Al que considera que Jorge Lanata es el héroe de los develamientos políticos argentinos nadie le impedirá pensar en sus urticantes denuncias, y hasta conversar sobre las ollas que destapa, mientras mira los goles que se pierden Santiago Silva enceguecido o Funes Mori desesperado. Si así piensa y está convencido, el fútbol no lo distraerá, aun cuando no vaya a perderse ni un partido.
Al que cree, por el contrario, que las denuncias de Jorge Lanata no pasan del fuego de artificio, que el piso de conjeturas y verbos en potencial en que se apoyan les quita fundamento genuino, podrá verse expuesto a horas y horas de PPT, y de eso no derivará más que la multiplicación de los ejemplos que prueben sus presunciones.
Por ende, a mi entender, si hay alguien que de veras razonó que convenía televisar en Canal 7 a Boca o a River a la hora en que El Trece televisa a Jorge Lanata, no entendió el efecto Lanata ni entendió el efecto del fútbol. Lanata ya alcanzó desde hace un tiempo el estatuto de tema de conversación, una cosa de la que la gente habla; no es cuestión, por lo tanto, de encimársele en la grilla, sino de someter a examen (y si cabe, en el mejor de los casos, refutar) las pruebas que él presenta o la retórica que ejerce.
Más extraña, en todo caso, es la idea que al parecer se tiene del fútbol.

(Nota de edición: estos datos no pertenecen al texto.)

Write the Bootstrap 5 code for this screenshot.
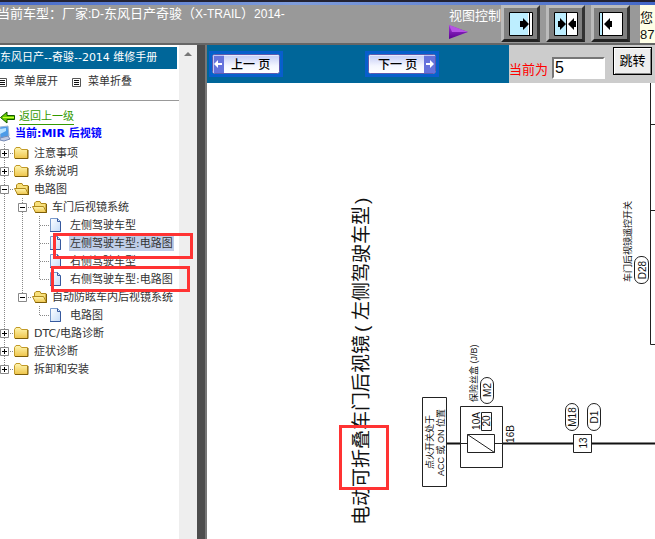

Porque la teoría de que el fútbol es de por sí enajenante, que sirve para desviar la atención, que es útil para abombar a la gente, suele esgrimirse desde sectores que atacan todo populismo, o bien, sin el “ismo”, que atacan lo que es popular. Es más raro que desde un campo que se dice popular se suponga que el fútbol distrae, y que se apele entonces a él para tapar un asunto que incordia. Si es eso lo que sucedió, el debate es por lo menos doble. No solamente si hay verdad o no hay verdad en las cosas que dice Lanata, sino también qué es lo que dicen cuando dicen “popular”.